* _Given task_:
Find all lines in the listing that include the word "screenshot", then copy them.

* * *

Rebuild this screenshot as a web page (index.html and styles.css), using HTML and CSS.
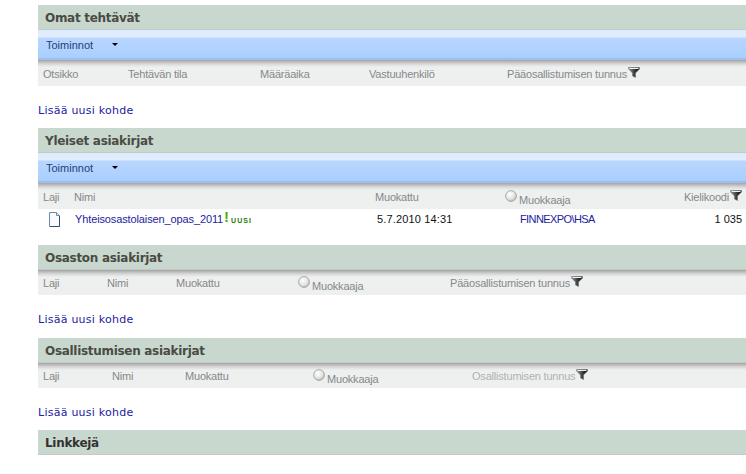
FILE: index.html
```html
<!DOCTYPE html>
<html lang="fi">
<head>
  <meta charset="UTF-8">
  <meta name="viewport" content="width=device-width, initial-scale=1.0">
  <title>Omat tehtävät</title>
  <link rel="stylesheet" href="styles.css">
</head>
<body>
  <svg class="defs" width="0" height="0">
    <defs>
      <linearGradient id="funnelFill" x1="0" y1="0" x2="1" y2="0">
        <stop offset="0" stop-color="#9a9a9a"/>
        <stop offset="0.5" stop-color="#444"/>
        <stop offset="1" stop-color="#000"/>
      </linearGradient>
      <radialGradient id="knobFill" cx="0.4" cy="0.35" r="0.7">
        <stop offset="0" stop-color="#fff"/>
        <stop offset="0.6" stop-color="#e4e4e4"/>
        <stop offset="1" stop-color="#b5b5b5"/>
      </radialGradient>
      <symbol id="funnel" viewBox="0 0 12 11">
        <path d="M0.5 0.5H11.5V2L7.5 6V10.5L4.5 9V6L0.5 2Z" fill="url(#funnelFill)" stroke="#666" stroke-width="0.5"/>
        <path d="M1.5 1H10.5V2H1.5Z" fill="#f2f2f2"/>
      </symbol>
      <symbol id="knob" viewBox="0 0 12 12">
        <circle cx="6" cy="6" r="5.4" fill="url(#knobFill)" stroke="#9a9a9a" stroke-width="0.8"/>
      </symbol>
    </defs>
  </svg>

  <section class="webpart">
    <h2 class="title">Omat tehtävät</h2>
    <div class="toolbar"><span class="menu">Toiminnot</span><span class="arrow"></span></div>
    <div class="cols cols-tasks">
      <span>Otsikko</span>
      <span>Tehtävän tila</span>
      <span>Määräaika</span>
      <span>Vastuuhenkilö</span>
      <span>Pääosallistumisen tunnus<svg class="funnel"><use href="#funnel"/></svg></span>
    </div>
    <a class="add" href="#">Lisää uusi kohde</a>
  </section>

  <section class="webpart">
    <h2 class="title">Yleiset asiakirjat</h2>
    <div class="toolbar"><span class="menu">Toiminnot</span><span class="arrow"></span></div>
    <div class="cols cols-general">
      <span>Laji</span>
      <span>Nimi</span>
      <span>Muokattu</span>
      <span class="editor"><svg class="knob"><use href="#knob"/></svg><span>Muokkaaja</span></span>
      <span class="right">Kielikoodi<svg class="funnel"><use href="#funnel"/></svg></span>
    </div>
    <div class="row cols-general">
      <svg class="doc" viewBox="0 0 13 15" width="13" height="15">
        <path d="M1.5 0.5H8.5L11.5 3.5V14.5H1.5Z" fill="#f8fafd" stroke="#6f88a8"/>
        <path d="M8.5 0.5V3.5H11.5" fill="#dfe8f2" stroke="#6f88a8"/>
        <path d="M11.5 4V14.5H2" fill="none" stroke="#2f4f78"/>
      </svg>
      <span class="name"><a href="#">Yhteisosastolaisen_opas_2011</a><span class="new"><b>!</b>UUSI</span></span>
      <span class="date">5.7.2010 14:31</span>
      <a class="user" href="#">FINNEXPO\HSA</a>
      <span class="right code">1 035</span>
    </div>
  </section>

  <section class="webpart">
    <h2 class="title">Osaston asiakirjat</h2>
    <div class="cols cols-dept flush">
      <span>Laji</span>
      <span>Nimi</span>
      <span>Muokattu</span>
      <span class="editor"><svg class="knob"><use href="#knob"/></svg><span>Muokkaaja</span></span>
      <span>Pääosallistumisen tunnus<svg class="funnel"><use href="#funnel"/></svg></span>
    </div>
    <a class="add add-tall" href="#">Lisää uusi kohde</a>
  </section>

  <section class="webpart">
    <h2 class="title">Osallistumisen asiakirjat</h2>
    <div class="cols cols-part flush">
      <span>Laji</span>
      <span>Nimi</span>
      <span>Muokattu</span>
      <span class="editor"><svg class="knob"><use href="#knob"/></svg><span>Muokkaaja</span></span>
      <span class="dim">Osallistumisen tunnus<svg class="funnel"><use href="#funnel"/></svg></span>
    </div>
    <a class="add" href="#">Lisää uusi kohde</a>
  </section>

  <section class="webpart">
    <h2 class="title title-dark">Linkkejä</h2>
  </section>
</body>
</html>
```

FILE: styles.css
```css
body {
  margin: 0;
  padding: 5px 0 0 38px;
  background-color: #fff;
  font-family: "Liberation Sans", Arial, sans-serif;
  font-size: 11px;
  overflow: hidden;
}

.defs {
  position: absolute;
}

a {
  color: #2222a0;
  text-decoration: none;
}

.title {
  height: 25px;
  margin: 0;
  padding: 2px 0 0 7px;
  background-color: #c9d8ce;
  border-bottom: 1px solid #c4c8c6;
  box-sizing: border-box;
  color: #4b4b45;
  font-family: "DejaVu Sans", Verdana, sans-serif;
  font-size: 12px;
  font-weight: bold;
  letter-spacing: -0.3px;
  line-height: 23px;
}

.title-dark {
  color: #333;
}

.toolbar {
  display: flex;
  align-items: center;
  height: 30px;
  padding: 0 0 0 8px;
  background: linear-gradient(#dcebfe 0, #e2edfe 7px, #b9d6fe 8px, #a9cfff 28px, #a9cfff 28px, #7fb0ee 29px, #ccd 30px);
  box-sizing: border-box;
}

.menu {
  width: 66px;
  color: #1f3f78;
  font-size: 11px;
}

.arrow {
  width: 0;
  height: 0;
  margin-top: -2px;
  border-top: 3px solid #000;
  border-left: 3px solid transparent;
  border-right: 3px solid transparent;
}

.cols {
  display: grid;
  height: 26px;
  padding-left: 5px;
  background: linear-gradient(#a3a3a3 0, #d8d8d8 4px, #eef0ef 7px);
  box-sizing: border-box;
  color: #85888a;
  letter-spacing: -0.2px;
  line-height: 14px;
  padding-top: 7px;
  white-space: nowrap;
}

.flush {
  height: 25px;
  padding-top: 6px;
}

.cols-tasks {
  grid-template-columns: 85px 132px 109px 138px 1fr;
}

.cols-general {
  grid-template-columns: 31px 301px 130px 1fr 120px;
}

.cols-dept {
  grid-template-columns: 64px 69px 122px 152px 1fr;
}

.cols-part {
  grid-template-columns: 69px 73px 128px 159px 1fr;
}

.funnel {
  width: 12px;
  height: 11px;
  margin-left: 1px;
  vertical-align: 0;
}

.knob {
  width: 12px;
  height: 12px;
  margin-right: 2px;
}

.editor {
  display: flex;
  align-items: flex-start;
}

.editor span {
  margin-top: 3px;
}

.right {
  padding-right: 4px;
  text-align: right;
}

.dim {
  color: #adb0b2;
}

.row {
  display: grid;
  height: 36px;
  padding-left: 5px;
  box-sizing: border-box;
  padding-top: 3px;
  line-height: 14px;
  white-space: nowrap;
}

.doc {
  margin: 0 0 0 5px;
}

.name {
  padding-left: 1px;
  letter-spacing: -0.12px;
}

.new {
  color: #1f7a00;
  font-size: 7px;
  font-weight: bold;
  letter-spacing: 1px;
}

.new b {
  position: relative;
  top: -1px;
  margin: 0 1px;
  color: #4cae10;
  font-size: 15px;
  line-height: 10px;
}

.date,
.code {
  color: #111;
  padding-left: 2px;
  letter-spacing: 0.15px;
}

.code {
  letter-spacing: 0;
}

.user {
  padding-left: 15px;
  letter-spacing: -0.6px;
}

.add {
  display: block;
  height: 42px;
  box-sizing: border-box;
  padding-top: 18px;
  font-family: "DejaVu Sans", Verdana, sans-serif;
  font-size: 11px;
  letter-spacing: 0.25px;
  line-height: 14px;
}

.add-tall {
  height: 43px;
}
```
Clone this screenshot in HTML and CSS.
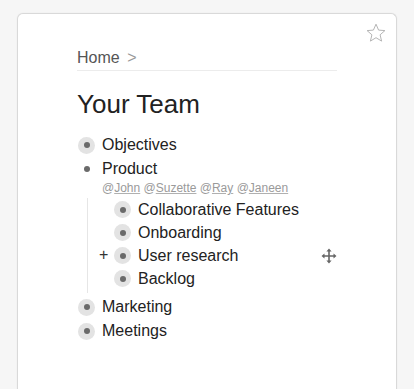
FILE: index.html
```html
<!DOCTYPE html>
<html lang="en">
<head>
  <meta charset="UTF-8">
  <meta name="viewport" content="width=device-width, initial-scale=1.0">
  <link rel="stylesheet" href="styles.css">
</head>
<body>

<div class="card">
  <svg class="star" width="20" height="20" viewBox="0 0 20 20">
    <polygon points="10,1.2 12.6,7.1 18.9,7.6 14.1,11.8 15.6,18.1 10,14.7 4.4,18.1 5.9,11.8 1.1,7.6 7.4,7.1" fill="none" stroke="#b5b5b5" stroke-width="1" stroke-linejoin="round"/>
  </svg>

  <div class="page">
    <div class="crumbs">Home <span class="sep">&gt;</span></div>
    <h1 class="title">Your Team</h1>

    <div class="tree">
      <div class="row"><span class="bullet"></span>Objectives</div>

      <div class="row"><span class="bullet open"></span>Product</div>
      <div class="mentions">@<u>John</u> @<u>Suzette</u> @<u>Ray</u> @<u>Janeen</u></div>
      <div class="children">
        <div class="row child"><span class="bullet"></span>Collaborative Features</div>
        <div class="row child"><span class="bullet"></span>Onboarding</div>
        <div class="row child hover">
          <span class="add">+</span>
          <span class="bullet"></span>User research
          <svg class="move" width="16" height="16" viewBox="0 0 16 16">
            <path d="M8 3v10M3 8h10" stroke="#666" stroke-width="1.6"/>
            <path d="M8 0.5l2.6 3H5.4z M8 15.5l2.6-3H5.4z M0.5 8l3-2.6v5.2z M15.5 8l-3-2.6v5.2z" fill="#666"/>
          </svg>
        </div>
        <div class="row child"><span class="bullet"></span>Backlog</div>
      </div>

      <div class="row"><span class="bullet"></span>Marketing</div>
      <div class="row"><span class="bullet"></span>Meetings</div>
    </div>
  </div>
</div>

</body>
</html>
```

FILE: styles.css
```css
html, body {
  margin: 0;
  height: 100%;
  overflow: hidden;
}

body {
  font-family: "Liberation Sans", Arial, sans-serif;
  background-color: #f6f6f6;
  padding: 13px 17px 0 17px;
  box-sizing: border-box;
  color: #222;
}

.card {
  position: relative;
  height: 390px;
  background-color: #fff;
  border: 1px solid #d9d9d9;
  border-bottom: none;
  border-radius: 6px 6px 0 0;
  box-shadow: 0 0 2px rgba(0, 0, 0, 0.06);
}

.star {
  position: absolute;
  top: 9px;
  right: 10px;
}

.page {
  width: 260px;
  padding: 34px 0 0 59px;
}

.crumbs {
  font-size: 16px;
  line-height: 20px;
  color: #555;
  padding-bottom: 2px;
  border-bottom: 1px solid #ececec;
}

.crumbs .sep {
  color: #999;
  margin-left: 3px;
}

.title {
  font-size: 26px;
  font-weight: normal;
  line-height: 30px;
  margin: 18px 0 14px 0;
  color: #222;
}

.tree {
  font-size: 16px;
}

.row {
  position: relative;
  display: flex;
  align-items: center;
  height: 24px;
}

.bullet {
  width: 17px;
  height: 17px;
  border-radius: 50%;
  background-color: #e3e3e3;
  margin: 0 7px 0 1px;
  display: flex;
  align-items: center;
  justify-content: center;
  flex-shrink: 0;
}

.bullet::after {
  content: "";
  width: 6px;
  height: 6px;
  border-radius: 50%;
  background-color: #6a6a6a;
}

.bullet.open {
  background-color: transparent;
}

.mentions {
  font-size: 12px;
  line-height: 14px;
  color: #9a9a9a;
  padding: 0 0 3px 25px;
}

.mentions u {
  text-decoration-color: #b0b0b0;
}

.children {
  margin: 0 0 2px 10px;
  padding-bottom: 3px;
  border-left: 1px solid #e6e6e6;
}

.row.child {
  height: 23px;
  padding-left: 25px;
}

.add {
  position: absolute;
  left: 11px;
  top: 0;
  line-height: 22px;
  font-size: 16px;
  color: #333;
}

.move {
  margin-left: auto;
}
```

* * *

* _Solution below_:
Rebuild this screenshot as a web page (index.html and styles.css), using HTML and CSS.
Clone this screenshot in HTML and CSS.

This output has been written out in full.